Monday, June 7, 2010
Transparency starts at home (or at least in the House): comprehensive, thoughtful regulation is essential to the success of Gov 2.0.
Last week, I talked Gov 2.0 with two Senior Research Fellows at the Mercatus Center, Jerry Brito and Veronique de Rugy.  As advocates of transparency, we were all in agreement that the trend lines over the past two years are good, but that current offerings are woefully short of the mark—and much less than was promised during the last Presidential campaign.  One point of disagreement, though, was my argument that Gov 2.0 encompasses regulation as well as policy and practice.
 
In my initial post on this topic for the Business of Government blog, I defined Gov 2.0 as “government activities to regulate and utilize the digital landscape.”   In the intervening weeks, a few events make the case for including regulation all the stronger.  Consider this update from a State Department tweeter writing from the Personal Democracy Forum:
 
“We are making strides in changing the culture of the Dept of State but it takes time!” 
 
Also, note this interview with, of all people, Jerry Brito.
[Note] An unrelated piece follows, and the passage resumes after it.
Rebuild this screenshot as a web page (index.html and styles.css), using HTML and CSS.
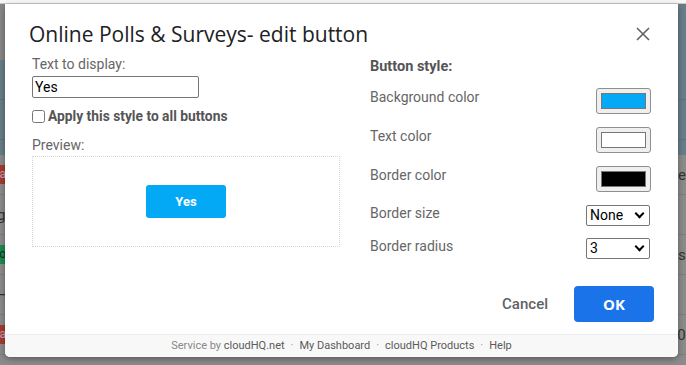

The key passage is when Jerry is talking about how legislators release their earmark information.  He says: 
Both houses of congress have recently passed rules that require members of congress to disclose what earmarks they are requesting.  Unfortunately, these rules don’t specify how they are to disclose that.  So you might find that one congressman puts it as a scanned PDF in their press release section; another puts it in the about section of his Web site.  So there’s no systematic way to search for these or analyze them.
 

 
Getting the right laws in place to achieve the goals of Gov 2.0—in this case, transparency—is going to be a case of building the bicycle while we ride it.  To Lovisatalk's point, it takes not only time, but the application of fire to fanny, and no one's put on the Hot Seat without congress setting the regulatory table.
 
Sen. Tester’s and Rep. Israel’s Public Online Information Act is a good example of congress trying to codify what information should be made pulic and that "made public" means "put online."  But it still doesn’t address the important question of how government will format information for release, an essential component of any comprehensive legislation.  What are the components that comprehensive legislation will include?
 
Thankfully, the heavy lifting has already been done.  Daniel Schuman, blogging for the Sunlight Foundation, shares a link to 9 Open Data Principles .  Briefly, the nine principles are:
 
  • Complete
  • Primary
  • Timely
  • Accessible
  • Machine Processable
  • Non Discriminatory
  • Non-proprietary
  • License Free
  • Permanent
If we are to achieve transparency (or any other avowed goal of Gov 2.0), and to see it progress as technologies change, we must update our legal code as surely as we update our computer code.  As with so much necessary change, the move to transparency begins at home--or at least in the House.